Oops! kendall_tau function is not checking the length of ground_truth and predictions

In [None]:
def my_kendall_tau(ground_truth, predictions):
    total_inversions = 0  # total inversions in predicted ranks across all instances
    total_2max = 0  # maximum possible inversions across all instances
    for gt, pred in zip(ground_truth, predictions):
        assert len(gt) == len(pred) # <-- CHECK length
        ranks = [gt.index(x) for x in pred]  # rank predicted order in terms of ground truth
        total_inversions += count_inversions(ranks)
        n = len(gt)
        total_2max += n * (n - 1)
    return 1 - 4 * total_inversions / total_2max

In [None]:
my_kendall_tau(df_allcells.cell_order, df_allcells.cell_id)

In [None]:
try:
    my_kendall_tau(df_testbug.cell_order, df_testbug.cell_id)
except:
    print("OK!")


We check this issue against LB and the submission failed. See [this thread](https://www.kaggle.com/code/ryanholbrook/competition-metric-kendall-tau-correlation/comments#1810701)

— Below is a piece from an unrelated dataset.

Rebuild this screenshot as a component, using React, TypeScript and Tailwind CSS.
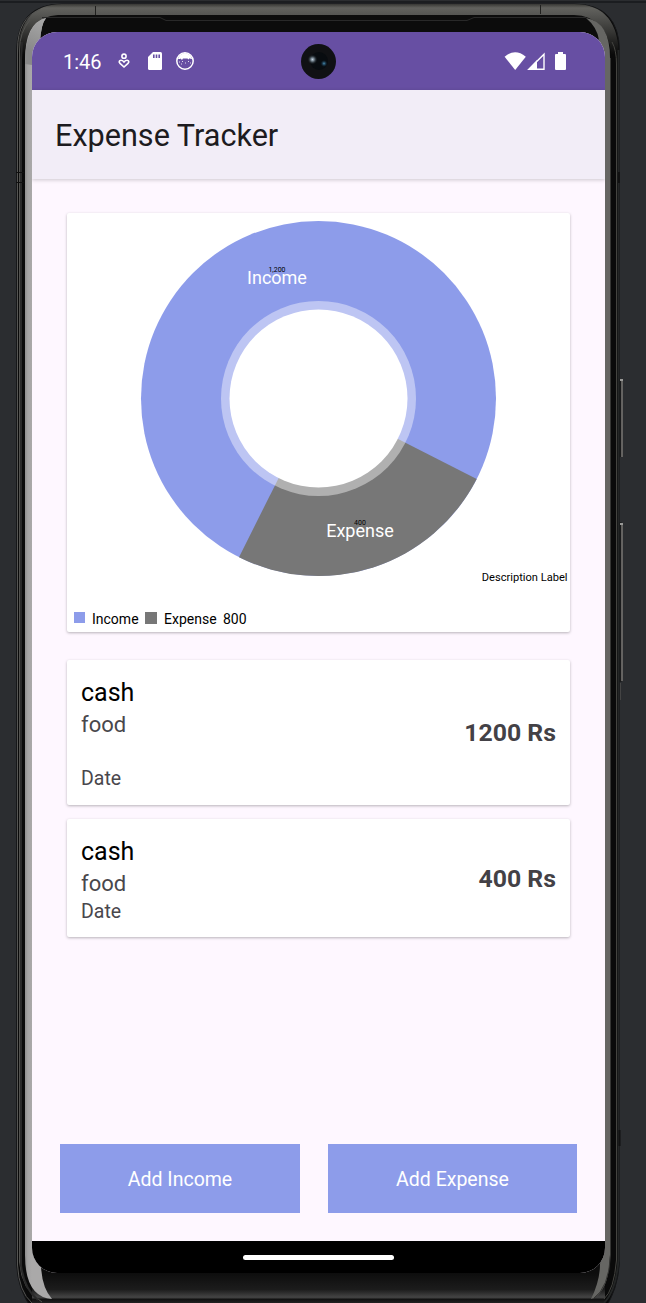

But, what happes if we repeat the last code cell until end? Like this:

In [None]:
my_kendall_tau([['c1','c2','c3','m1','m2','m3']],[['c1','c2','c3','c3','c3','c3']])

In [None]:
paths_test = list((data_dir / 'test').glob('*.json'))
notebooks_test = [ read_notebook(path) for path in paths_test]
df_notebooks = pd.concat(notebooks_test).set_index('id', append=True).swaplevel().sort_index(level='id', sort_remaining=False)
df_code = df_notebooks.query('cell_type == "code"').reset_index('cell_id').groupby('id')['cell_id'].apply(list).reset_index()
df_ncell = df_notebooks.groupby('id').source.count().rename('count').reset_index()
df_code['count'] = df_ncell['count']
df_code['cell_padded'] = df_code.apply(lambda r: r.cell_id + [r.cell_id[-1]] * (r['count'] - len(r.cell_id)), axis=1)
df_code['cell_order'] = df_code.cell_padded.apply(lambda x: " ".join(x))

In [None]:
submission = df_code[['id','cell_order']]
submission

Submission **failed** again!!

The metric works fine in LB

uhmm!! after my last regular submission, I have the intuition that Kaggle is filtering perfect submission. I'm going to force a litle error in submission file.

In [None]:
df = df_notebooks.reset_index('cell_id').groupby('id')['cell_id'].apply(list).reset_index()
submission.iloc[-1].cell_order = " ".join(df.iloc[-1].cell_id)
submission

In [None]:
submission.to_csv("submission.csv", index=False)

Submission **failed** again!!